### Records
========================================

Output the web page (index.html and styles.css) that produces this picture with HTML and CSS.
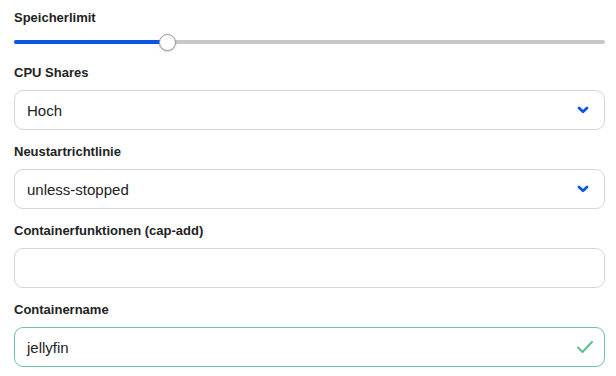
FILE: index.html
```html
<!DOCTYPE html>
<html lang="de">
<head>
    <meta charset="UTF-8">
    <title>Container</title>
    <link rel="stylesheet" href="styles.css">
</head>
<body>
<div class="form">
    <div class="field field-slider">
        <label class="label">Speicherlimit</label>
        <div class="slider">
            <div class="fill"></div>
            <div class="thumb"></div>
        </div>
    </div>
    <div class="field">
        <label class="label">CPU Shares</label>
        <div class="input select">
            <span>Hoch</span>
            <svg class="chev" width="12" height="8" viewBox="0 0 12 8"><path d="M2 2 6 5.8 10 2" fill="none" stroke="#0b57e3" stroke-width="2.8" stroke-linecap="round" stroke-linejoin="round"/></svg>
        </div>
    </div>
    <div class="field">
        <label class="label">Neustartrichtlinie</label>
        <div class="input select">
            <span>unless-stopped</span>
            <svg class="chev" width="12" height="8" viewBox="0 0 12 8"><path d="M2 2 6 5.8 10 2" fill="none" stroke="#0b57e3" stroke-width="2.8" stroke-linecap="round" stroke-linejoin="round"/></svg>
        </div>
    </div>
    <div class="field">
        <label class="label">Containerfunktionen (cap-add)</label>
        <div class="input"></div>
    </div>
    <div class="field">
        <label class="label">Containername</label>
        <div class="input valid">
            <span>jellyfin</span>
            <svg class="check" width="18" height="14" viewBox="0 0 18 14"><path d="M2 7.5 6.5 12 16 2" fill="none" stroke="#5cbf8d" stroke-width="2" stroke-linecap="round" stroke-linejoin="round"/></svg>
        </div>
    </div>
</div>
</body>
</html>
```

FILE: styles.css
```css
body {
    margin: 0;
    background: #fff;
    font-family: "Liberation Sans", Arial, sans-serif;
    color: #222;
}
.form {
    padding: 9px 11px 0 14px;
}
.field {
    margin-bottom: 13px;
}
.field-slider {
    margin-bottom: 14px;
}
.label {
    display: block;
    font-size: 13px;
    font-weight: bold;
    line-height: 17px;
    margin-bottom: 9px;
    color: #222;
}
.slider {
    position: relative;
    height: 16px;
    margin-top: -1px;
}
.slider::before {
    content: "";
    position: absolute;
    left: 0;
    right: 0;
    top: 6px;
    height: 4px;
    border-radius: 2px;
    background: #c8c8c8;
}
.fill {
    position: absolute;
    left: 0;
    top: 6px;
    height: 4px;
    width: 153px;
    border-radius: 2px;
    background: #0b57e3;
}
.thumb {
    position: absolute;
    left: 145px;
    top: 0;
    width: 15px;
    height: 15px;
    border-radius: 50%;
    background: #fff;
    border: 1px solid #9a9a9a;
    box-shadow: 0 1px 2px rgba(0,0,0,0.2);
}
.input {
    height: 40px;
    box-sizing: border-box;
    border: 1px solid #d6d6d6;
    border-radius: 9px;
    display: flex;
    align-items: center;
    justify-content: space-between;
    padding: 0 15px 0 12px;
    font-size: 15px;
    color: #222;
}
.valid {
    border-color: #6cc79a;
    padding-right: 10px;
}
.chev {
    margin-right: 0;
}
```
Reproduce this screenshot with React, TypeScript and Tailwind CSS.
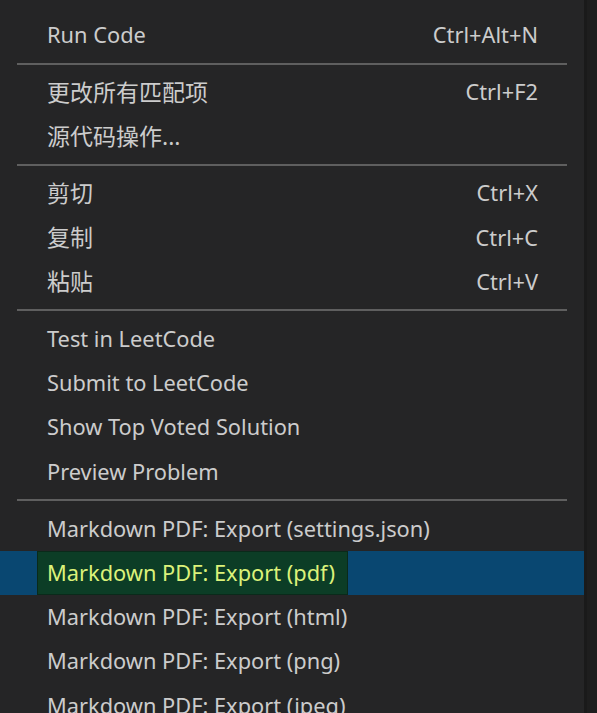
// VS Code style editor context menu

type Entry = { label: string; keys?: string; active?: boolean } | 'sep'

const entries: Entry[] = [
  { label: 'Run Code', keys: 'Ctrl+Alt+N' },
  'sep',
  { label: '更改所有匹配项', keys: 'Ctrl+F2' },
  { label: '源代码操作...' },
  'sep',
  { label: '剪切', keys: 'Ctrl+X' },
  { label: '复制', keys: 'Ctrl+C' },
  { label: '粘贴', keys: 'Ctrl+V' },
  'sep',
  { label: 'Test in LeetCode' },
  { label: 'Submit to LeetCode' },
  { label: 'Show Top Voted Solution' },
  { label: 'Preview Problem' },
  'sep',
  { label: 'Markdown PDF: Export (settings.json)' },
  { label: 'Markdown PDF: Export (pdf)', active: true },
  { label: 'Markdown PDF: Export (html)' },
  { label: 'Markdown PDF: Export (png)' },
  { label: 'Markdown PDF: Export (jpeg)' },
]

const isCjk = (s: string) => /[\u4e00-\u9fff]/.test(s)

function MenuRow({ label, keys, active }: { label: string; keys?: string; active?: boolean }) {
  if (active) {
    return (
      <div className="h-[44.3px] flex items-stretch bg-[#094771]">
        <div className="ml-[37px] flex items-center pl-[9px] pr-[12px] bg-[#0c3d26] border border-[#0a2a1a] text-[#dcf27a]">
          {label}
        </div>
      </div>
    )
  }
  return (
    <div className="h-[44.3px] flex items-center justify-between pl-[47px] pr-[46px] text-[#cccccc]">
      <span className={isCjk(label) ? 'text-[23px]' : ''}>{label}</span>
      {keys && <span>{keys}</span>}
    </div>
  )
}

export default function App() {
  return (
    <div className="w-[597px] h-[713px] overflow-hidden bg-[#1e1e1e] flex">
      <div
        className="w-[587px] h-full bg-[#252526] border-r-[3px] border-[#1a1a1a] pt-[13px] text-[21.8px] leading-none"
        style={{ fontFamily: '"Segoe UI", "Noto Sans", "Noto Sans CJK SC", sans-serif' }}
      >
        {entries.map((e, i) =>
          e === 'sep' ? (
            <div key={i} className="h-[12.6px] flex items-center pl-[17px] pr-[17px]">
              <div className="h-[2px] w-full bg-[#5f5f5f]" />
            </div>
          ) : (
            <MenuRow key={i} {...e} />
          ),
        )}
      </div>
    </div>
  )
}
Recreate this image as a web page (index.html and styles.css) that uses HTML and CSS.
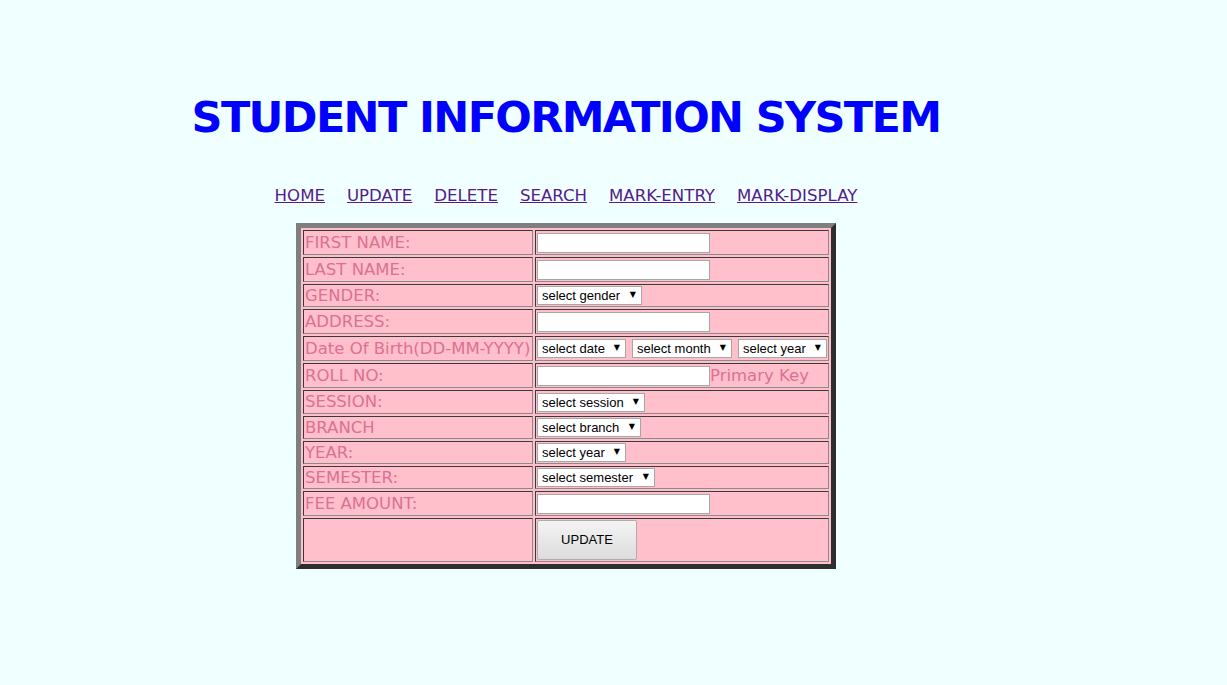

========================================

### AIM OF THE EXERCISE
Omitting all images, retype each line of the records precisely.

### OUTPUT BELOW
Output the web page (index.html and styles.css) that produces this picture with HTML and CSS.
FILE: index.html
```html
<!DOCTYPE html>
<html lang="de">
<head>
    <meta charset="UTF-8">
    <title>Container</title>
    <link rel="stylesheet" href="styles.css">
</head>
<body>
<div class="form">
    <div class="field field-slider">
        <label class="label">Speicherlimit</label>
        <div class="slider">
            <div class="fill"></div>
            <div class="thumb"></div>
        </div>
    </div>
    <div class="field">
        <label class="label">CPU Shares</label>
        <div class="input select">
            <span>Hoch</span>
            <svg class="chev" width="12" height="8" viewBox="0 0 12 8"><path d="M2 2 6 5.8 10 2" fill="none" stroke="#0b57e3" stroke-width="2.8" stroke-linecap="round" stroke-linejoin="round"/></svg>
        </div>
    </div>
    <div class="field">
        <label class="label">Neustartrichtlinie</label>
        <div class="input select">
            <span>unless-stopped</span>
            <svg class="chev" width="12" height="8" viewBox="0 0 12 8"><path d="M2 2 6 5.8 10 2" fill="none" stroke="#0b57e3" stroke-width="2.8" stroke-linecap="round" stroke-linejoin="round"/></svg>
        </div>
    </div>
    <div class="field">
        <label class="label">Containerfunktionen (cap-add)</label>
        <div class="input"></div>
    </div>
    <div class="field">
        <label class="label">Containername</label>
        <div class="input valid">
            <span>jellyfin</span>
            <svg class="check" width="18" height="14" viewBox="0 0 18 14"><path d="M2 7.5 6.5 12 16 2" fill="none" stroke="#5cbf8d" stroke-width="2" stroke-linecap="round" stroke-linejoin="round"/></svg>
        </div>
    </div>
</div>
</body>
</html>
```

FILE: styles.css
```css
body {
    margin: 0;
    background: #fff;
    font-family: "Liberation Sans", Arial, sans-serif;
    color: #222;
}
.form {
    padding: 9px 11px 0 14px;
}
.field {
    margin-bottom: 13px;
}
.field-slider {
    margin-bottom: 14px;
}
.label {
    display: block;
    font-size: 13px;
    font-weight: bold;
    line-height: 17px;
    margin-bottom: 9px;
    color: #222;
}
.slider {
    position: relative;
    height: 16px;
    margin-top: -1px;
}
.slider::before {
    content: "";
    position: absolute;
    left: 0;
    right: 0;
    top: 6px;
    height: 4px;
    border-radius: 2px;
    background: #c8c8c8;
}
.fill {
    position: absolute;
    left: 0;
    top: 6px;
    height: 4px;
    width: 153px;
    border-radius: 2px;
    background: #0b57e3;
}
.thumb {
    position: absolute;
    left: 145px;
    top: 0;
    width: 15px;
    height: 15px;
    border-radius: 50%;
    background: #fff;
    border: 1px solid #9a9a9a;
    box-shadow: 0 1px 2px rgba(0,0,0,0.2);
}
.input {
    height: 40px;
    box-sizing: border-box;
    border: 1px solid #d6d6d6;
    border-radius: 9px;
    display: flex;
    align-items: center;
    justify-content: space-between;
    padding: 0 15px 0 12px;
    font-size: 15px;
    color: #222;
}
.valid {
    border-color: #6cc79a;
    padding-right: 10px;
}
.chev {
    margin-right: 0;
}
```
Reproduce this screenshot with React, TypeScript and Tailwind CSS.
// VS Code style editor context menu

type Entry = { label: string; keys?: string; active?: boolean } | 'sep'

const entries: Entry[] = [
  { label: 'Run Code', keys: 'Ctrl+Alt+N' },
  'sep',
  { label: '更改所有匹配项', keys: 'Ctrl+F2' },
  { label: '源代码操作...' },
  'sep',
  { label: '剪切', keys: 'Ctrl+X' },
  { label: '复制', keys: 'Ctrl+C' },
  { label: '粘贴', keys: 'Ctrl+V' },
  'sep',
  { label: 'Test in LeetCode' },
  { label: 'Submit to LeetCode' },
  { label: 'Show Top Voted Solution' },
  { label: 'Preview Problem' },
  'sep',
  { label: 'Markdown PDF: Export (settings.json)' },
  { label: 'Markdown PDF: Export (pdf)', active: true },
  { label: 'Markdown PDF: Export (html)' },
  { label: 'Markdown PDF: Export (png)' },
  { label: 'Markdown PDF: Export (jpeg)' },
]

const isCjk = (s: string) => /[\u4e00-\u9fff]/.test(s)

function MenuRow({ label, keys, active }: { label: string; keys?: string; active?: boolean }) {
  if (active) {
    return (
      <div className="h-[44.3px] flex items-stretch bg-[#094771]">
        <div className="ml-[37px] flex items-center pl-[9px] pr-[12px] bg-[#0c3d26] border border-[#0a2a1a] text-[#dcf27a]">
          {label}
        </div>
      </div>
    )
  }
  return (
    <div className="h-[44.3px] flex items-center justify-between pl-[47px] pr-[46px] text-[#cccccc]">
      <span className={isCjk(label) ? 'text-[23px]' : ''}>{label}</span>
      {keys && <span>{keys}</span>}
    </div>
  )
}

export default function App() {
  return (
    <div className="w-[597px] h-[713px] overflow-hidden bg-[#1e1e1e] flex">
      <div
        className="w-[587px] h-full bg-[#252526] border-r-[3px] border-[#1a1a1a] pt-[13px] text-[21.8px] leading-none"
        style={{ fontFamily: '"Segoe UI", "Noto Sans", "Noto Sans CJK SC", sans-serif' }}
      >
        {entries.map((e, i) =>
          e === 'sep' ? (
            <div key={i} className="h-[12.6px] flex items-center pl-[17px] pr-[17px]">
              <div className="h-[2px] w-full bg-[#5f5f5f]" />
            </div>
          ) : (
            <MenuRow key={i} {...e} />
          ),
        )}
      </div>
    </div>
  )
}
Recreate this image as a web page (index.html and styles.css) that uses HTML and CSS.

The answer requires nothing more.